Generating Synthetic Entities (Beta)

In addition to replacing PII with redaction markers, tokens, or masks, Limina can generate synthetic PII; realistic fake replacements created with an ML model that fit the surrounding context. This offers several advantages:
  • Synthetic PII preserves most of the original text, reducing the risk of introducing bias compared to generators that create entirely new data, and improving utility for downstream tasks like sentiment analysis.
  • Even though our PII detection engine leads the market, it isn’t perfect. Synthetic PII ensures that any PII detection misses are hidden amongst realistic, fake PII, strengthening protection against re-identification.

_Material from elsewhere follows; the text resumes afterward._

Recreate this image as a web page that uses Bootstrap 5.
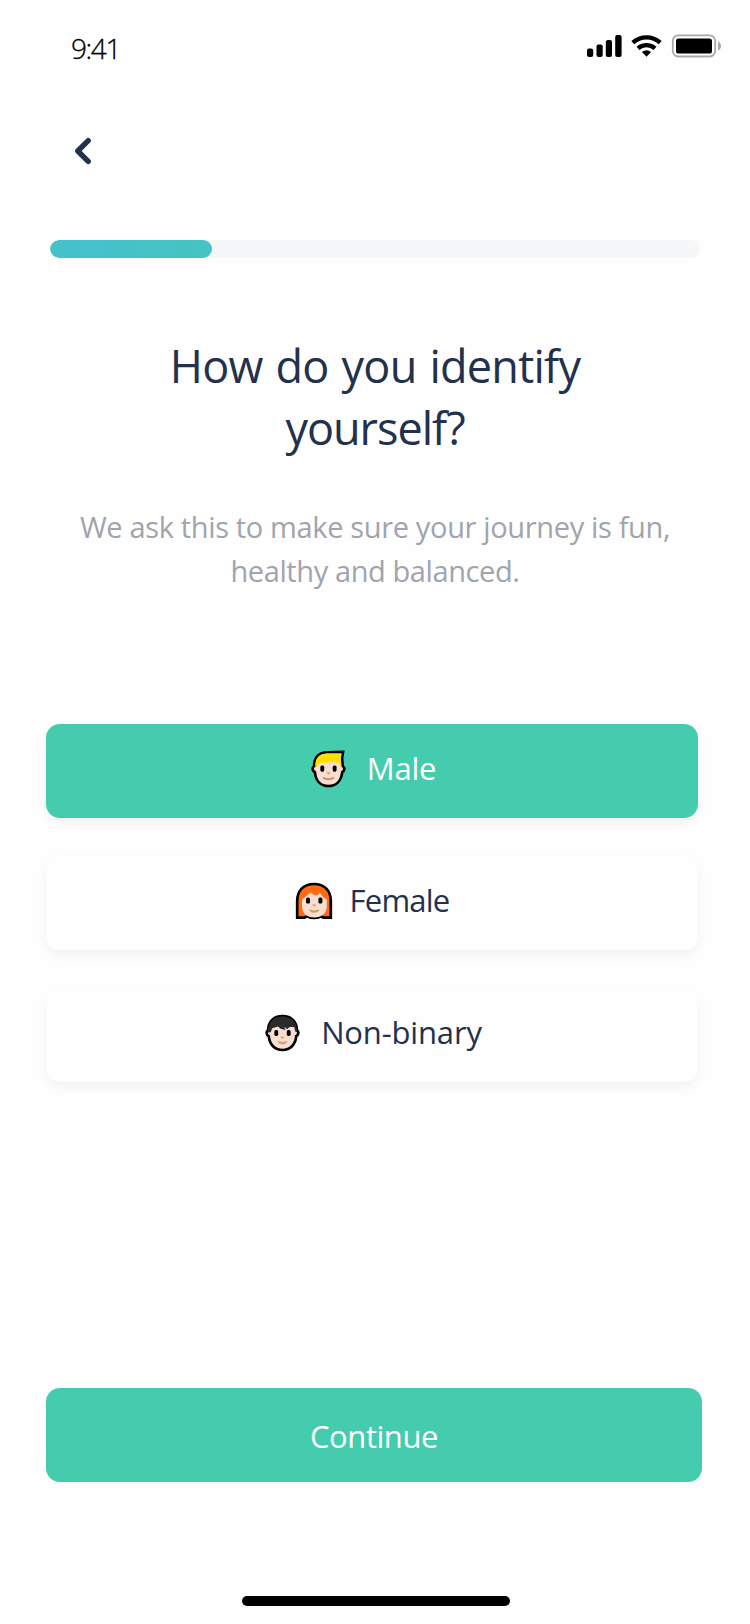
<!DOCTYPE html>
<html lang="en">
<head>
<meta charset="utf-8">
<meta name="viewport" content="width=device-width, initial-scale=1">
<title>How do you identify yourself?</title>
<link href="https://cdn.jsdelivr.net/npm/bootstrap@5.3.0/dist/css/bootstrap.min.css" rel="stylesheet">
<style>
  body { background: #fefefe; color: #23314c; font-family: "Open Sans", "Noto Sans", sans-serif; }
  .screen { width: 750px; height: 1624px; overflow: hidden; }
  .status { height: 94px; padding: 0 29px 0 71px; color: #000; }
  .clock { font-size: 28px; line-height: 40px; font-weight: 300; letter-spacing: -1.4px; margin-top: 28px; -webkit-text-stroke: .3px #000; }
  .status svg { margin-top: 33px; }
  .back { width: 40px; height: 40px; margin: 37px 0 0 63px; }
  .steps { height: 18px; margin: 69px 50px 0; border-radius: 9px; background: #f6f7f9; }
  .steps .progress-bar { border-radius: 9px; background: linear-gradient(90deg, #45c1cd, #45c4c2); }
  .title { font-size: 45px; line-height: 62px; font-weight: 400; margin: 77px 0 0; }
  .t1 { letter-spacing: -.75px; word-spacing: 2px; }
  .t2 { letter-spacing: -1px; }
  .intro { font-size: 29px; line-height: 44px; color: #a1a4ac; margin: 46px 0 0; }
  .i1 { letter-spacing: -.35px; }
  .i2 { letter-spacing: -.4px; }
  .choices { margin: 131px 52px 0 46px; gap: 38px; }
  .choice { height: 94px; border: 0; border-radius: 14px; background: #fefefe; color: #23314c; font-size: 31px; line-height: 44px;
    box-shadow: 0 5px 12px rgba(0,0,0,.05); padding: 0 0 4px; }
  .choice.active, .choice.active:hover { background: #45ccaf; color: #fff; }
  .choice svg { flex: none; }
  .choice span { margin-bottom: 2px; }
  .c1 { letter-spacing: -.2px; }
  .c2 { letter-spacing: -.8px; }
  .c3 { letter-spacing: -.15px; }
  .go { height: 94px; margin: 306px 48px 0 46px; border: 0; border-radius: 14px; background: #45ccaf; color: #fff; font-size: 31px; letter-spacing: -.45px; line-height: 44px; padding: 2px 0 0; }
  .home { width: 268px; height: 10px; border-radius: 5px; background: #000; margin: 114px 0 0 242px; }
</style>
</head>
<body>
<main class="screen d-flex flex-column">
  <header class="status d-flex justify-content-between align-items-start">
    <span class="clock">9:41</span>
    <svg width="135" height="26" viewBox="586 33 135 26" aria-hidden="true">
      <rect x="587" y="48.5" width="6.2" height="8.5" rx="2"/><rect x="596.5" y="44.5" width="6.2" height="12.5" rx="2"/>
      <rect x="605.8" y="40" width="6.2" height="17" rx="2"/><rect x="615.2" y="35" width="6.4" height="22" rx="2"/>
      <path d="M632.8 42.6a20.5 20.5 0 0 1 27.4 0M638 48.3a13 13 0 0 1 17 0" fill="none" stroke="#000" stroke-width="4.4"/>
      <path d="M641.9 52a7.3 7.3 0 0 1 9.2 0l-4.6 4.8z"/>
      <rect x="672.8" y="35.3" width="42.4" height="21.2" rx="5.5" fill="none" stroke="#a9a9a9" stroke-width="1.8"/>
      <rect x="676" y="38.5" width="36" height="15" rx="2.6"/><path d="M718 41.5q3 1.3 3 4.5t-3 4.5z" fill="#a9a9a9"/>
    </svg>
  </header>

  <button class="back btn p-0 border-0 d-flex" aria-label="Back">
    <svg width="40" height="40" viewBox="63 131 40 40"><path d="M88.2 140.7 77.8 151l10.400 10.300" fill="none" stroke="#23314c" stroke-width="5.400" stroke-linecap="round" stroke-linejoin="round"/></svg>
  </button>

  <div class="progress steps flex-shrink-0" role="progressbar" aria-valuenow="25" aria-valuemin="0" aria-valuemax="100">
    <div class="progress-bar" style="width:24.92%"></div>
  </div>

  <h1 class="title text-center"><span class="t1">How do you identify</span><br><span class="t2">yourself?</span></h1>
  <p class="intro text-center"><span class="i1">We ask this to make sure your journey is fun,</span><br><span class="i2">healthy and balanced.</span></p>

  <div class="choices d-flex flex-column">
    <button class="choice btn active d-flex align-items-center justify-content-center" style="padding-left:3px">
      <svg width="35" height="38" viewBox="0 0 36 38" style="margin-right:21px">
        <path d="M3.2 16C3.2 7 8 1.800 17 1.800L33 1.400 32 7.500 32.600 16q1.900 1 1.700 3-.3 2.500-2.200 3.200C31.200 31 26 36.500 18 36.500S4.800 31 4 22.200Q1.700 21.200 1.700 18.700 1.700 16.700 3.200 16z" fill="#f8ddd0" stroke="#000" stroke-width="2.700"/>
        <path d="M4.500 14.500C4.800 7.500 9 3.100 17 3.100h14.500L30.600 7.500l.7 9.300-1.600-1.200-.8-3.800-2.400.9-2.300-1.500-5.400 1.300.8-1.800-4 2-6.300-.2L5.600 17z" fill="#ffdf00"/>
        <rect x="9.600" y="15.500" width="4" height="6.200" rx="1.600"/><rect x="22.300" y="15.500" width="4" height="6.200" rx="1.600"/>
        <path d="M15.600 22.300h4.800l-2.400 2.500z" fill="#d5a06f"/><path d="M12.300 27q5.700 3 11.400 0v2q-5.700 3-11.400 0z" fill="#c49560"/>
      </svg>
      <span class="c1">Male</span>
    </button>
    <button class="choice btn d-flex align-items-center justify-content-center">
      <svg width="38" height="38" viewBox="0 0 38 38" style="margin-right:17px">
        <path d="M2.200 35.700V19C2.200 8 9 2 19 2s16.800 6 16.800 17v16.700h-7.500l-2.200-1.500q-7 3.500-14.200 0L9.600 35.700z" fill="#ff6a12" stroke="#000" stroke-width="2.700"/>
        <path d="M7 17.500 11.500 14l4.300-3.500q6 6 8.800.3l3 4 4.200 2.700v7.800C31 32 26.500 35.500 19.400 35.500S7.500 32 7 25z" fill="#f8ddd0"/>
        <rect x="11" y="15.500" width="4" height="6" rx="1.600"/><rect x="23.400" y="15.500" width="4" height="6" rx="1.600"/>
        <path d="M16.800 22.500h4.800l-2.400 2.300z" fill="#d5a06f"/><path d="M14.300 27.200q5 2 10 0-.4 3.600-5 3.600t-5-3.600z" fill="#c9a26e"/>
      </svg>
      <span class="c2">Female</span>
    </button>
    <button class="choice btn d-flex align-items-center justify-content-center" style="padding-left:3px">
      <svg width="35" height="38" viewBox="0 0 36 38" style="margin-right:21px">
        <path d="M3.200 16C3.300 7 9 1.700 18 1.700S32.700 7 32.800 16q1.700 1 1.500 3-.3 2.500-2.200 3.200C31.400 31 26 36.500 18 36.500S4.600 31 3.900 22.200Q1.700 21.200 1.600 18.700 1.600 16.700 3.200 16z" fill="#f8ddd0" stroke="#000" stroke-width="2.700"/>
        <path d="M3 18.500C2.500 8 8.500 2 18 2s15.500 6 15 16.500l-1.800-1-1.200-4.600-4.700-.2-2.600 2.500-2.700-2.700 1 3.500-5-1.300-2.600-2.300-6 1.600-1.500 4.300z" fill="#2a2a2a"/>
        <rect x="9.600" y="16" width="4" height="6" rx="1.600"/><rect x="22.400" y="16" width="4" height="6" rx="1.600"/>
        <path d="M15.600 22.800h4.800l-2.400 2.300z" fill="#d5a06f"/><path d="M13 27q5 2 10 0-.5 3.800-5 3.800T13 27z" fill="#d3a66e"/>
      </svg>
      <span class="c3">Non-binary</span>
    </button>
  </div>

  <button class="go btn">Continue</button>
  <div class="home flex-shrink-0"></div>
</main>
<script src="https://cdn.jsdelivr.net/npm/bootstrap@5.3.0/dist/js/bootstrap.bundle.min.js"></script>
</body>
</html>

  • Synthetic entities resemble natural language more closely than redaction markers or hashes, minimizing disruption to downstream ML systems. To enable synthetic PII generation, set the processed_text object’s marker type to SYNTHETIC in your API request.
{
  "text": [
    "Hello, my name is May. I am the aunt of Jessica Parker. We live in Toronto, Canada."
  ],
  "processed_text": {
    "type": "SYNTHETIC"
  }
}
Yields the following response:
Hello, my name is Ben. I am the aunt of Michael Morley. We live in Ekshaku, Sweden.